With our measure of the real housing consumption value MV _jkt (which are assumed proportional to r _k Q _jkt ) and the household permanent income YP _jkt and the other variables directly observed in the UHS data, we can now estimate the housing demand Eq. 8 to obtain the implicit land rent differential and land rent growth measures R _k and S _k . One concern is that the observed household income measures YE _jkt , YP _jkt and YA _jkt may not fully reflect the differential purchasing power of the households in different cities due to possible variations in in-kind payments by local governments. As a result, R _k and S _k estimates may pick up the differential in-kind payments in addition to the land rent differential.
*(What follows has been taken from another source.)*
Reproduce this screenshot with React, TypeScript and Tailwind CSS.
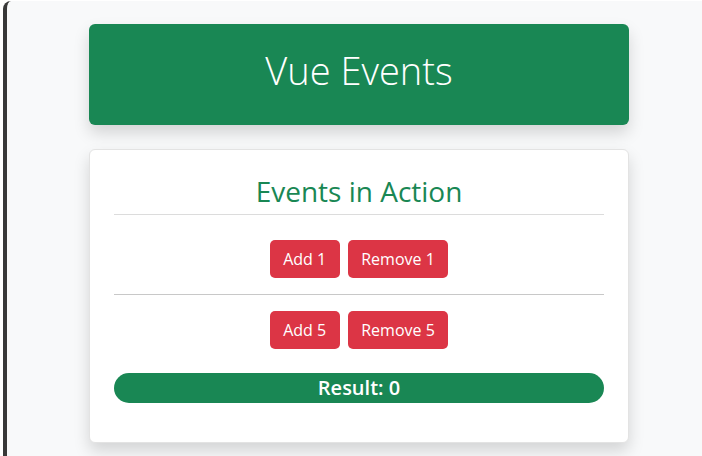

To mitigate such bias, we construct a variable CNSMPR _kt , defined as the ratio of per capita consumption over per capita gross income in city k and time t. We assume this variable to be negatively correlated with in-kind payments across the cities—households receiving more in-kind payments would be able to save more of their take-home income. Unfortunately the coefficient of CNSMPR _kt cannot be identified in the housing demand regression when we include city fixed effects for both years in the regression. We deal with this identification problem by simply setting its coefficient to −1.⁴

The coefficient estimates for Eq. 8 are reported in Table 7 in the Appendix. Generally, housing demand increases with both the current income and permanent income measures. Asset income also raises housing demand. The significant influence of the current income measure on housing demand is indicative of credit constraints faced by the majority of Chinese urban households. We find that housing demand increases with the age of the household head and household size; each additional household member increases housing consumption by about 5.3%.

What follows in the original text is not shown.